-- Job --
From the listing below, pull out all lines with "index" in them.

*** Data section ***

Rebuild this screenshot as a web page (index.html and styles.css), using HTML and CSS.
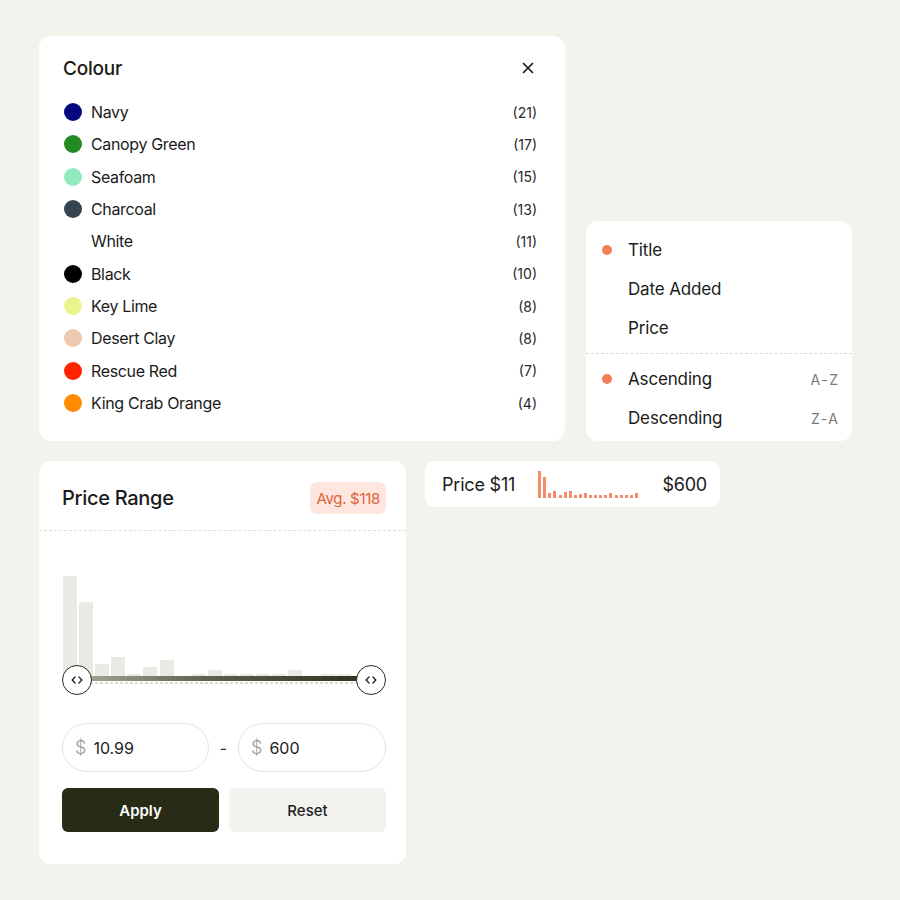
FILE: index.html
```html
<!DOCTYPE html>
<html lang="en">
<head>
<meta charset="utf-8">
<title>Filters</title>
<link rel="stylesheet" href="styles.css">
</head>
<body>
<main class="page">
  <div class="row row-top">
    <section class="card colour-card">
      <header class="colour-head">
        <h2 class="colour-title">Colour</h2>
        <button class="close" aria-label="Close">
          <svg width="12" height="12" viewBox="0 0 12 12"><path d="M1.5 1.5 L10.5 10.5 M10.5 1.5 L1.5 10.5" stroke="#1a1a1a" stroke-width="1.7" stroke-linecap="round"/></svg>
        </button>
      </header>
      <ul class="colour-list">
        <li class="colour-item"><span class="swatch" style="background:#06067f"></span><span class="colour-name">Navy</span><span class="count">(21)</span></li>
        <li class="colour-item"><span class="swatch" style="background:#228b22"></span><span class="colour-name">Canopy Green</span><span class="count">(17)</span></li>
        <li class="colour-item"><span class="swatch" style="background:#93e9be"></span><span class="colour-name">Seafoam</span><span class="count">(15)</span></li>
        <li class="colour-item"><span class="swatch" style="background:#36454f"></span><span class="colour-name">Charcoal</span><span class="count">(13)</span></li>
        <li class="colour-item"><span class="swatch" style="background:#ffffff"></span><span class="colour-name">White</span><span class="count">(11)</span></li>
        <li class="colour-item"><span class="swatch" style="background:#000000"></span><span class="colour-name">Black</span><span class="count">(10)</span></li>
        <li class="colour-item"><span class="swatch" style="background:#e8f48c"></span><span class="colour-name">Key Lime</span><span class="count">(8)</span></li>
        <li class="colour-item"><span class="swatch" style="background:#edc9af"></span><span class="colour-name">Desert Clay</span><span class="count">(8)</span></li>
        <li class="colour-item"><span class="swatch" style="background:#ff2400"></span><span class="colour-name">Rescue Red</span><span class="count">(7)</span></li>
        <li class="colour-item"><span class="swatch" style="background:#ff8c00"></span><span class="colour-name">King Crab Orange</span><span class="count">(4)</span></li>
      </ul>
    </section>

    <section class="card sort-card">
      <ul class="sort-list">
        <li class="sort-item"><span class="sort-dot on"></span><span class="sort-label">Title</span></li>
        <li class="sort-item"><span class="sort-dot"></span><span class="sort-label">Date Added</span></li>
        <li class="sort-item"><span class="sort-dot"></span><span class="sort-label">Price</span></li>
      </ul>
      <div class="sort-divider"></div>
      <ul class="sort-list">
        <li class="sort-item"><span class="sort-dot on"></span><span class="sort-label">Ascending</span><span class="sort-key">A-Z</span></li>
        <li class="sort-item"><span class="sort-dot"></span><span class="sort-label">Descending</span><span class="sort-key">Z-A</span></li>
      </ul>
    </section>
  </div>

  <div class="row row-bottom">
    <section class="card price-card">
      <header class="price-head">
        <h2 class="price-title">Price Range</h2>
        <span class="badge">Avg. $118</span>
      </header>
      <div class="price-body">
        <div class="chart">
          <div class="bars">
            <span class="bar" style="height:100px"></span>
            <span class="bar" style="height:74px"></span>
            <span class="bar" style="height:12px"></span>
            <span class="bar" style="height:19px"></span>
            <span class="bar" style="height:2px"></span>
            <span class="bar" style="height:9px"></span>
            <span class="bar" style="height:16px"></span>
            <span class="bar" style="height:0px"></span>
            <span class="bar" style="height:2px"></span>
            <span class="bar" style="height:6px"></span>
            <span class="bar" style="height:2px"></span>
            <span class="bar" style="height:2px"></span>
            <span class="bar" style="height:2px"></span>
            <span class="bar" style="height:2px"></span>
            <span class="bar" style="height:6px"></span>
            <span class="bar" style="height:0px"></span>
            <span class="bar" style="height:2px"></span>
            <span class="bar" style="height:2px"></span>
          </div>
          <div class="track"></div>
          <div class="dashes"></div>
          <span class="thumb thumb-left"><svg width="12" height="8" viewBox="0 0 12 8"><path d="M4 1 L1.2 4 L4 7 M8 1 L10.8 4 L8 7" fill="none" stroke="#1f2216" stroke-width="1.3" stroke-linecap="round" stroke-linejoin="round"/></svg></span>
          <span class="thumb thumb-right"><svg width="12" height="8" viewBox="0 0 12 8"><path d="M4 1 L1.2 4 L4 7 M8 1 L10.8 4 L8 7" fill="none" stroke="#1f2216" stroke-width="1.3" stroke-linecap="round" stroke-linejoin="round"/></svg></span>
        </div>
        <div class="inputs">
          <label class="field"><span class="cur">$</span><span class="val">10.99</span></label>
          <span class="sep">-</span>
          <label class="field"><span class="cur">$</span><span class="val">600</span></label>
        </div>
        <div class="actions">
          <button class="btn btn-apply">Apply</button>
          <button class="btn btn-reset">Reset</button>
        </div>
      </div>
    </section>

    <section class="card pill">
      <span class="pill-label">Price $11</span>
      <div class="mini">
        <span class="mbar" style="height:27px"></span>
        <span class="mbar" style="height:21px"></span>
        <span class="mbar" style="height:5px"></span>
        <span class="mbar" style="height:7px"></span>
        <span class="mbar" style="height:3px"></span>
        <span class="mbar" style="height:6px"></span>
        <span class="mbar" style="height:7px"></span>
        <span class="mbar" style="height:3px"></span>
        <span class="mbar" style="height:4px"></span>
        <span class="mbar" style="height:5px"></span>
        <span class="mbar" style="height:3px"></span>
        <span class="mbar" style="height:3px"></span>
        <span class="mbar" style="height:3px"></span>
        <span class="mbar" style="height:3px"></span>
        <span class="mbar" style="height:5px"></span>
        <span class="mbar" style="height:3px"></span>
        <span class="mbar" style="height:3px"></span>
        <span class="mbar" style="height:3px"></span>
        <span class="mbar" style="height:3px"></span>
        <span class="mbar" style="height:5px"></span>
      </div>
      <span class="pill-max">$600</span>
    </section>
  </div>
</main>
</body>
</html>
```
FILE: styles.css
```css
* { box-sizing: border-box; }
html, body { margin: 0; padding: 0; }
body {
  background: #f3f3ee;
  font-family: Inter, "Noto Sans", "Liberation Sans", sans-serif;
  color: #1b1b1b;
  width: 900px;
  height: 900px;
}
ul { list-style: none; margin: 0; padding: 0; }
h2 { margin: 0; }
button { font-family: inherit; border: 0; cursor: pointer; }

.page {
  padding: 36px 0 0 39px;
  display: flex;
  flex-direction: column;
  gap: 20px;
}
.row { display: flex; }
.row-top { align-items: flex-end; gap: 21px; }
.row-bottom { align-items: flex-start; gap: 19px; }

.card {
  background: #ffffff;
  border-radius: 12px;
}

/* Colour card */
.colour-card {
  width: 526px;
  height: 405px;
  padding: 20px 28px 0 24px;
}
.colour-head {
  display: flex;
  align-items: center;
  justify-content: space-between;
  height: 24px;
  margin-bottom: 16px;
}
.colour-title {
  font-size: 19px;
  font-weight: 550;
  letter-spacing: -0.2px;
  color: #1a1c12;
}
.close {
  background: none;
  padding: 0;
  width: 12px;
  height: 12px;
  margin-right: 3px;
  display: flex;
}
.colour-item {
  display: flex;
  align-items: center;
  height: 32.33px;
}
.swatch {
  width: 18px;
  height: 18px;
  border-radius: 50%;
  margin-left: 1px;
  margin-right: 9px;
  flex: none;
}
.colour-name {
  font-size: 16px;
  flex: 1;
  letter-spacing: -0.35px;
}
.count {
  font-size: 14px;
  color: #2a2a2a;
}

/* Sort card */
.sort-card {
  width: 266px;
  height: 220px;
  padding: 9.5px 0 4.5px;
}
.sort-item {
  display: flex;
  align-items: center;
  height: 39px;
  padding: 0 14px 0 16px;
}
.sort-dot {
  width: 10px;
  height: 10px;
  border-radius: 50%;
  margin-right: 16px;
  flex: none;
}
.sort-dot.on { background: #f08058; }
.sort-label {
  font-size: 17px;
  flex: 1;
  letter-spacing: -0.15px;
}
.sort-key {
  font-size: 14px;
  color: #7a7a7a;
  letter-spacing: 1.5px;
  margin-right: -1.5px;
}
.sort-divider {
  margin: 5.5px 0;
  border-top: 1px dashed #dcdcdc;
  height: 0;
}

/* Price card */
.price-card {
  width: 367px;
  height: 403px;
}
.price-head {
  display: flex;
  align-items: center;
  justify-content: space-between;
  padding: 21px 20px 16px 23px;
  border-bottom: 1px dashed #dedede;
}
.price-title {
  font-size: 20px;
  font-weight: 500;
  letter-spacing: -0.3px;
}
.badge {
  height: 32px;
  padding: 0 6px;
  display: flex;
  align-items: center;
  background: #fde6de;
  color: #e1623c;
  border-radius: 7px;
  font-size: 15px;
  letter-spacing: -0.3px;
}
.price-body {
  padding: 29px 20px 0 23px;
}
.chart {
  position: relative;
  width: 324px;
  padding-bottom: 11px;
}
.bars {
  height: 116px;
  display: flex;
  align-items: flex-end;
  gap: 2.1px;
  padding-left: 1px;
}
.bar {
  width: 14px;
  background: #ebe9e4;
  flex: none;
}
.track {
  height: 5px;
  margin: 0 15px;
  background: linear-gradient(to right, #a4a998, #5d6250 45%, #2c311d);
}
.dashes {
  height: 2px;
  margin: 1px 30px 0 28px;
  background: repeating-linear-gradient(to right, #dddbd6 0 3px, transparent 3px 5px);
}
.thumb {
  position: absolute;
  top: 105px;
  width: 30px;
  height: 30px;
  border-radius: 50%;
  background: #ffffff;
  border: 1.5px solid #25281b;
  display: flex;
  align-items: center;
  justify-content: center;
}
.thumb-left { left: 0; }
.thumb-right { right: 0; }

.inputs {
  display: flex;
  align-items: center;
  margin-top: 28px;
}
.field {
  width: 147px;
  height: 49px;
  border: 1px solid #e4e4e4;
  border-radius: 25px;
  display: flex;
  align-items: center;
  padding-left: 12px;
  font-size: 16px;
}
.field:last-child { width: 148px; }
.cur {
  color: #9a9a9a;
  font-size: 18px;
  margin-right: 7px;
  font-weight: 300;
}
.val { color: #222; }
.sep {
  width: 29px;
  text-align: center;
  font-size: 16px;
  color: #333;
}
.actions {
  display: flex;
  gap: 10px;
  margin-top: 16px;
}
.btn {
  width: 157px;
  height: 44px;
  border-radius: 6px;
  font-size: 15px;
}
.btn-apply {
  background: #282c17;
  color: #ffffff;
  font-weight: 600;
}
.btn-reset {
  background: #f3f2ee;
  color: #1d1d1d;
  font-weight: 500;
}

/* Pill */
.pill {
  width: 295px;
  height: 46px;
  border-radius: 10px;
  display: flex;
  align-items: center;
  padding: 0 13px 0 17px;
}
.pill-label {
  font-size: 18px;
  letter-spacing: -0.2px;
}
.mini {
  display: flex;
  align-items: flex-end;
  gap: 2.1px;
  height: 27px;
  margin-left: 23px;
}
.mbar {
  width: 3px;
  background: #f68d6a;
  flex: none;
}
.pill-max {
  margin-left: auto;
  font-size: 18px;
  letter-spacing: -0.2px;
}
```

***

-- Full answer --
Rebuild this screenshot as a web page (index.html and styles.css), using HTML and CSS.
FILE: index.html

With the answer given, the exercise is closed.